Le opere dell’artista svedese Mats Bergquist si presentano allo sguardo come figure enigmatiche, misteriose, come se nel silenzio potessero consegnarci un arcano segreto tenuto nascosto sin dalle origini del tempo. L’artista parte da supporti lignei e con un lungo processo di stratificazione di sottilissimi strati materici ottiene volumi che si presentano come superfici concave o convesse.

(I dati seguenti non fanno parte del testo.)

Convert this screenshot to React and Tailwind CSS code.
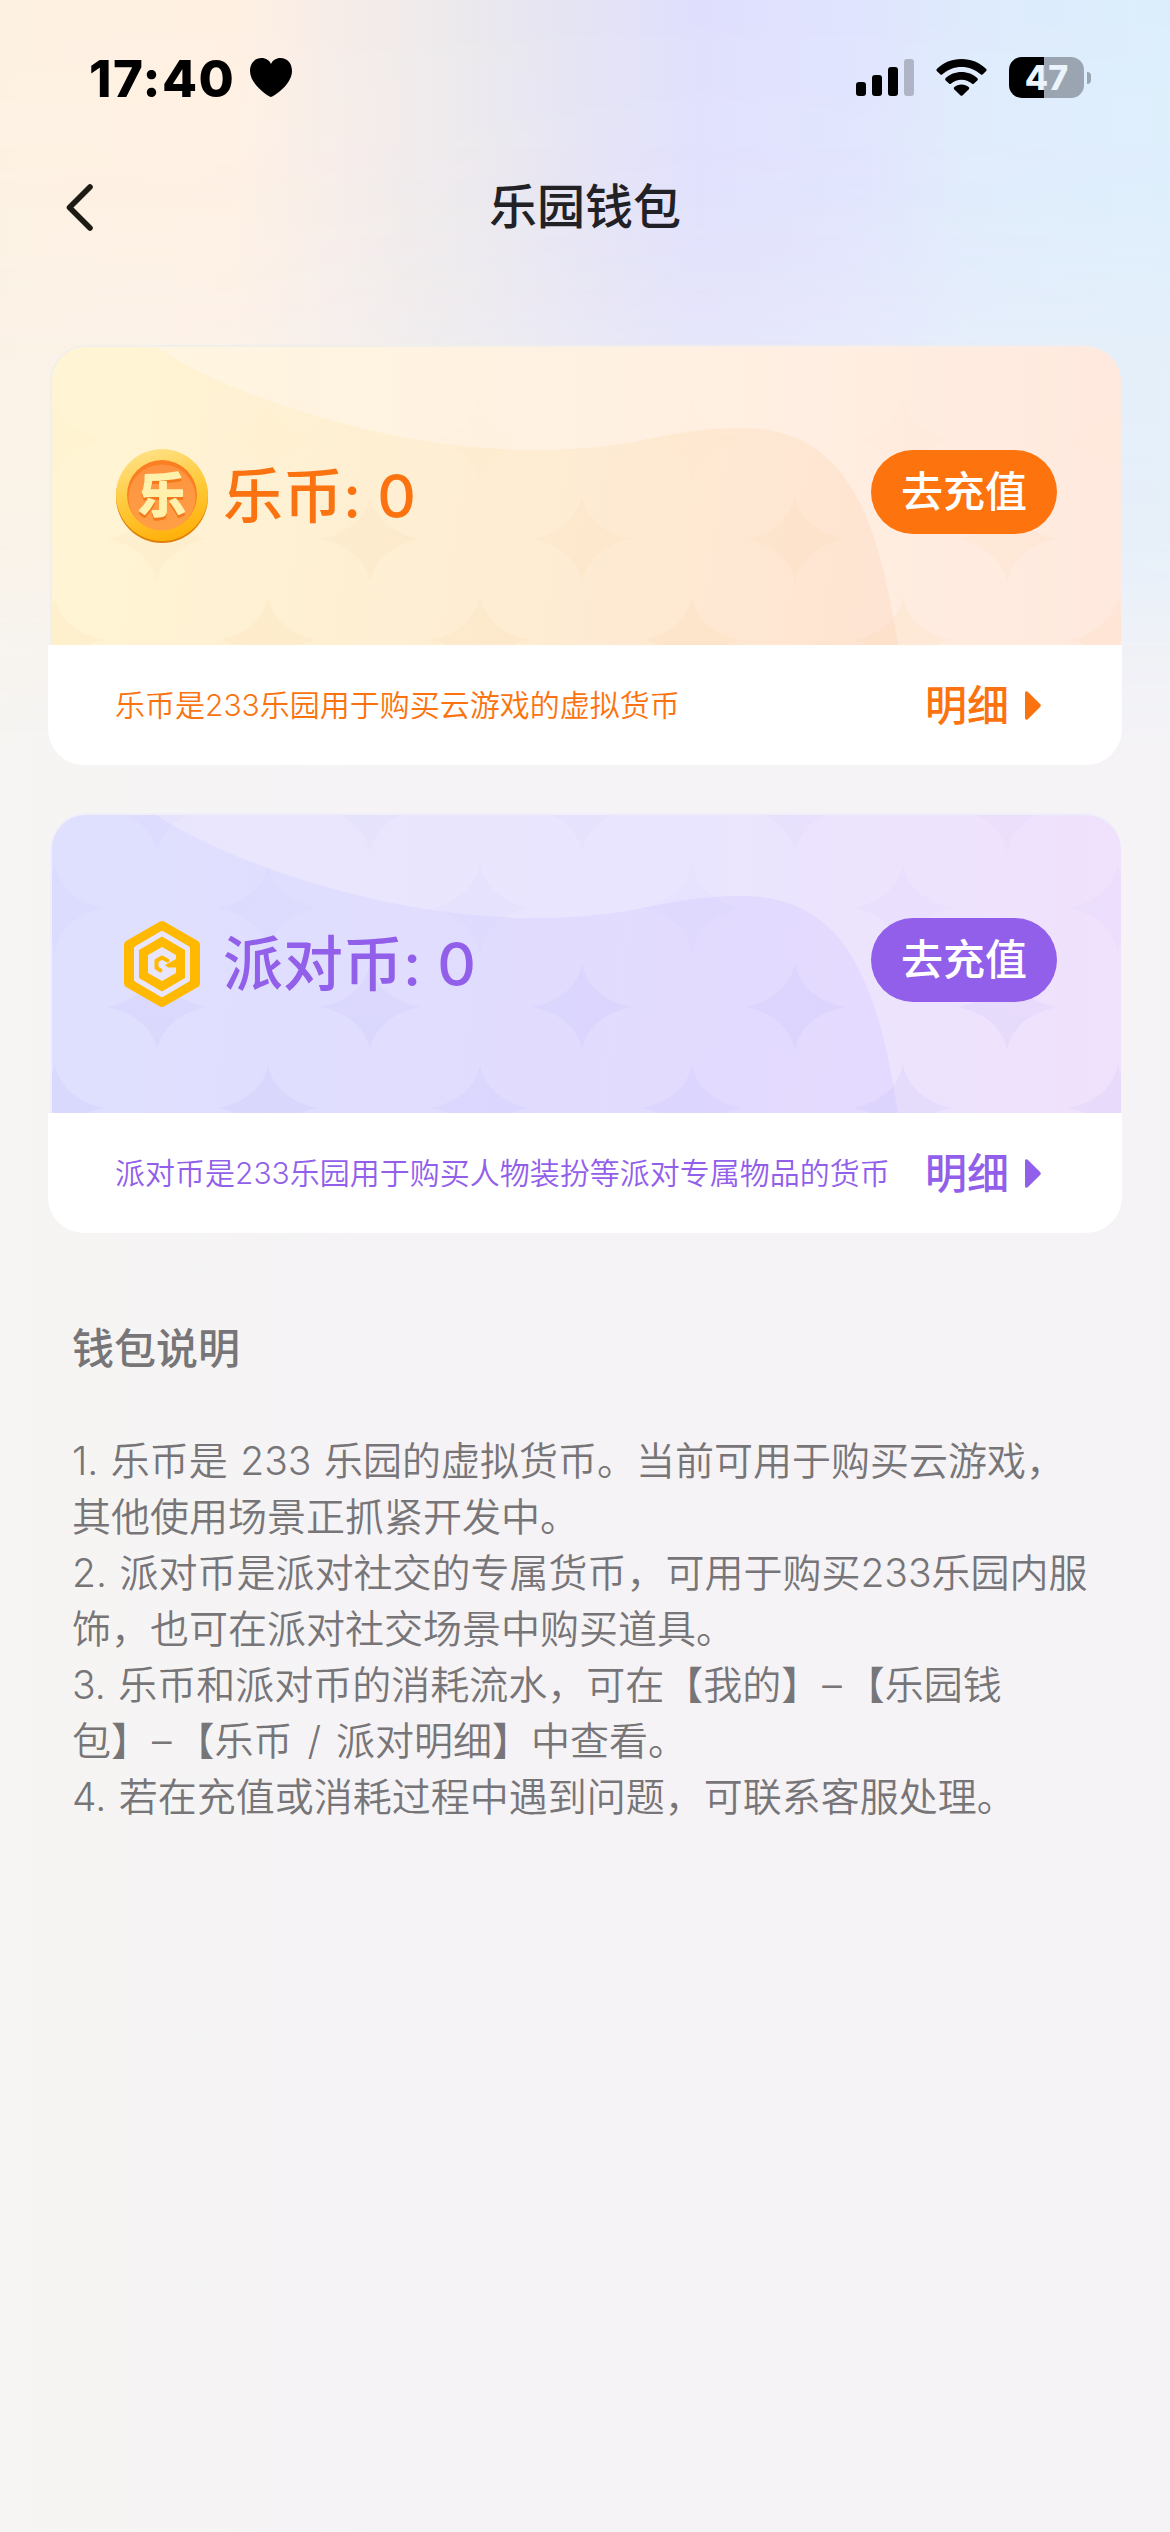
import React from 'react'

const wallets = [
  {
    id: 'le',
    name: '乐币',
    balance: 0,
    desc: '乐币是233乐园用于购买云游戏的虚拟货币',
    text: 'text-[#fb7310]',
    button: 'bg-[#fd730e]',
    edge: 'border-[#f1efec]',
    back: ['#fff6e0', '#fff0e2', '#ffe9de'],
    wave: ['#fff5d4', '#feecd3', '#fee4d2'],
    star: '#fbd09c',
    starRows: [0, 0.02, 0.1, 0.12],
  },
  {
    id: 'party',
    name: '派对币',
    balance: 0,
    desc: '派对币是233乐园用于购买人物装扮等派对专属物品的货币',
    text: 'text-[#925feb]',
    button: 'bg-[#925feb]',
    edge: 'border-[#f0eef8]',
    back: ['#e8e6fd', '#eae5fe', '#f0e1fc'],
    wave: ['#dfe0fe', '#e1dcfe', '#e4daff'],
    star: '#bab4f8',
    starRows: [0.05, 0.06, 0.13, 0.14],
  },
]

const notes = [
  ['1. 乐币是 233 乐园的虚拟货币。当前可用于购买云游戏，', '其他使用场景正抓紧开发中。'],
  ['2. 派对币是派对社交的专属货币，可用于购买233乐园内服', '饰，也可在派对社交场景中购买道具。'],
  ['3. 乐币和派对币的消耗流水，可在【我的】–【乐园钱', '包】–【乐币 / 派对明细】中查看。'],
  ['4. 若在充值或消耗过程中遇到问题，可联系客服处理。'],
]

const starRows = [
  { y: -6, xs: [105, 318, 530, 743, 955] },
  { y: 93, xs: [3, 216, 428, 640, 851, 1066] },
  { y: 192, xs: [105, 318, 530, 743, 955] },
  { y: 293, xs: [3, 216, 428, 640, 851, 1066] },
]

const StatusBar = () => (
  <div className="flex h-[155px] items-center justify-between pl-[89px] pr-[79px]">
    <div className="flex items-center gap-[15px]">
      <span className="pt-[1px] text-[51px] leading-none font-[780] tracking-[1.4px] text-black">17:40</span>
      <svg width="42" height="39" viewBox="0 0 42 39" fill="#000">
        <path d="M21 39C19.500 39 0 27 0 13C0 5 5 0 11.500 0C16 0 19.500 2.500 21 6C22.500 2.500 26 0 30.500 0C37 0 42 5 42 13C42 27 22.500 39 21 39Z" />
      </svg>
    </div>
    <div className="flex items-center">
      <svg width="58" height="37" viewBox="0 0 58 37" fill="#000">
        <rect x="0" y="23" width="10" height="14" rx="3" />
        <rect x="16" y="16" width="10" height="21" rx="3" />
        <rect x="32" y="8" width="10" height="29" rx="3" />
        <rect x="48" y="0" width="10" height="37" rx="3" opacity="0.22" />
      </svg>
      <svg className="ml-[22px]" width="51" height="37" viewBox="0 0 51 37" fill="#000">
        <path d="M25.500 0C35 0 44 3.700 50 9.800Q51.200 11 50 12.200L46.800 15.200Q45.700 16.200 44.600 15.200C39.500 10.500 32.800 7.900 25.500 7.900C18.200 7.900 11.500 10.500 6.400 15.200Q5.300 16.200 4.200 15.200L1 12.200Q-0.200 11 1 9.800C7 3.700 16 0 25.500 0Z" />
        <path d="M25.500 13C31.600 13 37.200 15.300 41.300 19.100Q42.500 20.300 41.300 21.500L38 24.500Q36.900 25.500 35.800 24.500C33 22.100 29.400 20.700 25.500 20.700C21.600 20.700 18 22.100 15.200 24.500Q14.100 25.500 13 24.500L9.700 21.500Q8.500 20.300 9.700 19.100C13.800 15.300 19.400 13 25.500 13Z" />
        <path d="M25.500 25.500C28.300 25.500 30.800 26.400 32.600 28Q33.800 29.200 32.600 30.400L26.700 36.200Q25.500 37.300 24.300 36.200L18.400 30.400Q17.200 29.200 18.400 28C20.200 26.400 22.700 25.500 25.500 25.500Z" />
      </svg>
      <div className="ml-[22px] flex h-[41px] w-[75px] items-center justify-center rounded-[13px] bg-linear-to-r from-black from-[47%] to-[#9aa5b1] to-[47%]">
        <span className="text-[34px] leading-none font-extrabold text-[#ebf3fd]">47</span>
      </div>
      <div className="ml-[3px] h-[12px] w-[4px] rounded-r-full bg-[#9aa5b1]" />
    </div>
  </div>
)

const NavBar = () => (
  <div className="grid h-[104px] grid-cols-[1fr_auto_1fr] items-center pl-[66px]">
    <svg width="27" height="47" viewBox="0 0 27 47" fill="none" stroke="#1e1a14" strokeWidth="5.600" strokeLinecap="round" strokeLinejoin="round">
      <path d="M24 3L3.500 23.500L24 44" />
    </svg>
    <h1 className="mr-[66px] text-[48px] leading-none font-medium text-[#222226]">乐园钱包</h1>
  </div>
)

const LeCoin = () => (
  <svg width="94" height="96" viewBox="0 0 94 96">
    <defs>
      <linearGradient id="coinRim" x1="0.2" y1="0" x2="0.5" y2="1">
        <stop offset="0" stopColor="#ffe28a" />
        <stop offset="0.5" stopColor="#ffcb3e" />
        <stop offset="1" stopColor="#ffb10b" />
      </linearGradient>
      <linearGradient id="coinFace" x1="0" y1="0" x2="0" y2="1">
        <stop offset="0" stopColor="#fd9240" />
        <stop offset="1" stopColor="#ff9f45" />
      </linearGradient>
    </defs>
    <circle cx="47" cy="49" r="46" fill="#e07f08" />
    <circle cx="47" cy="47" r="46" fill="url(#coinRim)" />
    <circle cx="47" cy="47" r="35" fill="#fb7f22" />
    <ellipse cx="47" cy="49.500" rx="33.500" ry="33" fill="url(#coinFace)" />
    <g fontSize="47" fontWeight="700" textAnchor="middle" strokeWidth="2" strokeLinejoin="round">
      <text x="47" y="66.500" fill="#f27a1c" stroke="#f27a1c">乐</text>
      <text x="47" y="64" fill="#fff0ac" stroke="#fff0ac">乐</text>
    </g>
  </svg>
)

const PartyCoin = () => (
  <svg width="94" height="96" viewBox="0 0 94 96" strokeLinejoin="round">
    <path d="M47 9L81 28.500V67.500L47 87L13 67.500V28.500Z" fill="#ffb900" stroke="#ffb900" strokeWidth="8" />
    <path d="M47 17.500L72.500 32.500V63.500L47 78.500L21.500 63.500V32.500Z" fill="#ffb900" stroke="#e9e6fb" strokeWidth="5" />
    {/* G mark: pale hexagon with the counter cut back out of it */}
    <path d="M47 32L60 39.500V56.500L47 64L34 56.500V39.500Z" fill="#e9e6fb" stroke="#e9e6fb" strokeWidth="2" />
    <path d="M52.500 44.500L47 41.500L41.500 44.800V51.800L45.500 54.500" fill="none" stroke="#ffb900" strokeWidth="4" strokeLinecap="round" />
    <path d="M50 49L62 42.500V51.500L53 51.500Z" fill="#ffb900" />
  </svg>
)

const CardArt = ({ wallet }) => (
  <svg className="absolute inset-0 size-full" viewBox="0 0 1069 298" preserveAspectRatio="none">
    <defs>
      <linearGradient id={`${wallet.id}-back`}>
        <stop offset="0" stopColor={wallet.back[0]} />
        <stop offset="0.6" stopColor={wallet.back[1]} />
        <stop offset="1" stopColor={wallet.back[2]} />
      </linearGradient>
      <linearGradient id={`${wallet.id}-wave`} gradientUnits="userSpaceOnUse" x1="0" y1="0" x2="850" y2="120">
        <stop offset="0" stopColor={wallet.wave[0]} />
        <stop offset="0.6" stopColor={wallet.wave[1]} />
        <stop offset="1" stopColor={wallet.wave[2]} />
      </linearGradient>
    </defs>
    <rect width="1069" height="298" fill={`url(#${wallet.id}-back)`} />
    <path
      d="M0 0H104C180 50 340 103 480 103C590 103 610 81 690 81C790 81 825 160 846 298H0Z"
      fill={`url(#${wallet.id}-wave)`}
    />
    {starRows.map((row, i) => (
      <g key={row.y} fill={wallet.star} opacity={wallet.starRows[i]}>
        {row.xs.map((x) => (
          <path
            key={x}
            transform={`translate(${x} ${row.y})`}
            d="M0 -44C4 -20 24 -5 50 0C24 5 4 20 0 44C-4 20 -24 5 -50 0C-24 -5 -4 -20 0 -44Z"
          />
        ))}
      </g>
    ))}
  </svg>
)

const WalletCard = ({ wallet }) => (
  <section className={wallet.text}>
    <div className={`relative mr-px ml-[2px] flex h-[300px] items-center overflow-hidden rounded-t-[36px] border-t-2 border-l-2 pr-[64px] pl-[63px] ${wallet.edge}`}>
      <CardArt wallet={wallet} />
      <div className="relative flex flex-1 items-center">
        {wallet.id === 'le' ? <LeCoin /> : <PartyCoin />}
        <span className="ml-[14px] text-[60px] leading-none font-medium [font-feature-settings:'calt'_0]">
          {wallet.name}: {wallet.balance}
        </span>
      </div>
      <button className={`relative mb-[8px] h-[84px] w-[186px] rounded-full text-[42px] leading-none font-medium text-white ${wallet.button}`}>
        去充值
      </button>
    </div>
    <div className="flex h-[120px] items-center justify-between rounded-b-[36px] bg-white pr-[81px] pl-[67px]">
      <p className="text-[30px] leading-none font-[350]">{wallet.desc}</p>
      <button className="flex items-center gap-[16px] pt-[2px] text-[42px] leading-none font-medium">
        明细
        <svg className="mb-[2px]" width="16" height="29" viewBox="0 0 16 29" fill="currentColor">
          <path d="M0 2C0 0.300 1.800 -0.400 3 0.900L15.300 13.300Q16.300 14.500 15.300 15.700L3 28.100C1.800 29.400 0 28.700 0 27Z" />
        </svg>
      </button>
    </div>
  </section>
)

// The dash between two 【】 groups gets a little room around it
const NoteLine = ({ text }) => {
  const [before, after] = text.split('–')
  return (
    <p>
      {before}
      {after && <span className="mr-[4px] ml-[2px]">–</span>}
      {after && <span className="[word-spacing:4px]">{after}</span>}
    </p>
  )
}

const App = () => {
  return (
    <div
      lang="zh-CN"
      className="relative min-h-[2532px] w-[1170px] bg-linear-to-r from-[#f6f5f3] to-[#f5f3f6] to-[34%] font-['Inter','Noto_Sans_CJK_SC',sans-serif]"
    >
      {/* Colour wash behind the header, fading into the page */}
      <div className="absolute inset-x-0 top-0 h-[780px] bg-[linear-gradient(to_right,#fdf1e1_0,#fff0e2_230px,#f7ede8_330px,#ece9ec_460px,#e4e3f5_590px,#dfdffd_700px,#e0e4fe_860px,#deebfc_970px,#dceefc_1170px)] mask-[linear-gradient(to_bottom,#000_0,#000000e6_200px,#000000b0_345px,#00000090_540px,#00000028_670px,#00000000_750px)]" />
      <div className="relative">
        <StatusBar />
        <NavBar />
        <main className="flex flex-col gap-[48px] px-[48px] pt-[86px]">
          {wallets.map((wallet) => (
            <WalletCard key={wallet.id} wallet={wallet} />
          ))}
        </main>
        <footer className="px-[72px] pt-[86px] text-[#777577]">
          <h2 className="text-[42px] leading-[60px] font-medium">钱包说明</h2>
          <div className="mt-[54px] text-[39px] leading-[56px] font-[350] whitespace-nowrap [word-spacing:1.5px]">
            {notes.map((lines) => lines.map((line) => <NoteLine key={line} text={line} />))}
          </div>
        </footer>
      </div>
    </div>
  )
}

export default App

Per la realizzazione dell’opera, occorre dunque un tempo, che non è mai semplicemente cronologico, ma è piuttosto quello delle preghiera, del desiderio di un incontro con qualcuno a cui affidarsi, come quello dei monaci in attesa che lo spirito guidi i loro gesti per dare vita all’immagine di un’icona. La consistenza fisica dell’opera è dunque ottenuta grazie a un lento e progressivo gesto di sovrapposizione di materia, fino a quando il piano dell’oggetto risulta liscio e perfettamente levigato. La superficie non presenta alcun tipo di segni, di forme imitative o naturalistiche.
Per l’opera Nave votiva, eseguita nel 2017, Bergquist si ispira alle imbarcazioni di vichinghi, strette e affusolate, sulle quali pone ceneri a ricordo che ogni uomo è destinato alla morte. I popoli del Nord Europa le trasformavano in commoventi ex voto da presentare nei templi, prima che fossero lasciate libere al fluire della corrente del fiume, in un viaggio verso l’eternità. L’artista da così corpo a poetici volumi densi di senso, che sembrano risalire da una dimensione senza tempo, fino a raggiungere il nostro presente.